Under the final rule, hospital payments are expected to increase by $2.6 billion in FY 2023, though CMS projects that Medicare disproportionate share hospitals (DSH) and uncompensated care payments would decrease by $300 thousand in FY 2023 as compared to the year prior. Additionally, CMS expects LTCH PPS payment rates to increase by roughly $71 million in FY 2023. The final rule establishes new — and alters previous — requirements for CAHs participating in the Medicare Promoting Interoperability Program. It will also require hospitals and CAHs to continue COVID-19 and seasonal influenza reporting upon the conclusion of the public health emergency (PHE), though the final rule institutes narrower reporting provisions than previously outlined in the proposed rule. Notably, CMS is not finalizing its proposal to implement reporting requirements for future declared PHEs related to a specific infectious disease or pathogen.

CMS Publishes FY 2023 Skilled Nursing Facility Payment Updates

The Centers for Medicare and Medicaid Services (CMS)recently finalized its annual update to Medicare payment policies and rates for skilled nursing facilities (SNF) for fiscal year (FY) 2023 (TRP analysis; fact sheet; press release). Under the final rule, Medicare Part A payments will see an increase of an estimated $904 million, which substantially differs from the projected decrease in the proposed rule of roughly $320 million in FY 2023. SNF payments will also be increased by 5.1 percent in FY 2023, representing a projected $1.7 billion increase over FY 2022. CMS is finalizing a 4.6 percent Patient-Driven Payment Model (PDPM) parity adjustment reduction that is expected to reduce SNF spending by a total of $780 million in FY 2023.

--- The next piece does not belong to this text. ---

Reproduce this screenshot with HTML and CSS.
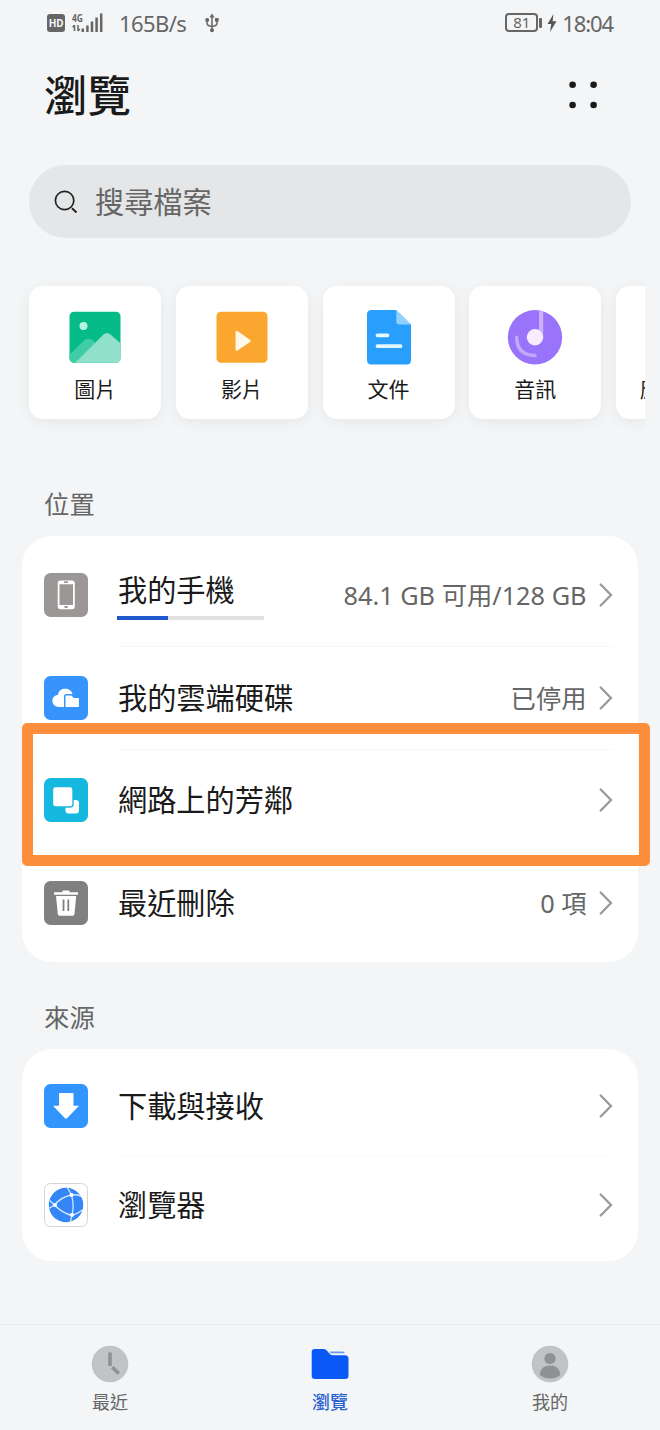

With regard to the SNF Quality Reporting Program (QRP), CMS finalized its proposal to add an Influenza Vaccination Coverage among the Healthcare Personnel (HCP) measure. However, the agency will adopt the new measure in FY 2024, as opposed to the initially proposed FY 2025 start date. Among other policies surrounding the SNF Value-Based Purchasing (VBP) Program, CMS is finalizing a special scoring policy for FY 2023, which includes a proposal to assign a performance score of zero to all SNFs. Additionally, CMS is finalizing three new measures for the SNF VBP program, which will begin in FY 2026 and FY 2027. Similar to other payment rules by CMS for FY 2023, the agency is finalizing a permanent five percent cap on annual wage index decreases to smooth year-to-year changes in providers’ wage index payments. Regulations will be effective on October 1, 2022. 

Health Affairs Discusses Opioids, RWE, Accelerated Approval, Among Other Issues

Last week, Health Affairs held a webinar (TRP summary) with Food and Drug Administration (FDA) Commissioner Dr. Robert Califf. Health Affairs Editor-in-Chief Alan Weil asked Dr. Califf about a range of topics, focusing specifically on pharmaceutical product regulation. Dr. Califf explained that his key priorities for the FDA include opioids and misinformation. The Commissioner stressed a holistic approach to combatting opioid use, though he emphasized that fentanyl represents a substantial threat that requires additional attention. He also defended the accelerated approval pathway — while identifying its flaws — and FDA advisory panels, for which he advocated support for improved evidence generation for confirmatory studies.

This discussion led to Dr. Califf’s assertion that the FDA should focus more resources on the product lifecycle in addition to the approval process which receives funding through the user fee agreements. Additionally, the Commissioner engaged in discussion about the importance of leveraging real-world evidence (RWE) and elaborated on randomized trials, among other research methods. He also promoted better communication between the Centers for Medicare and Medicaid Services (CMS) and FDA, ultimately supporting coverage with evidence development as a promising tool to improve the coverage determination process once a product is granted FDA approval.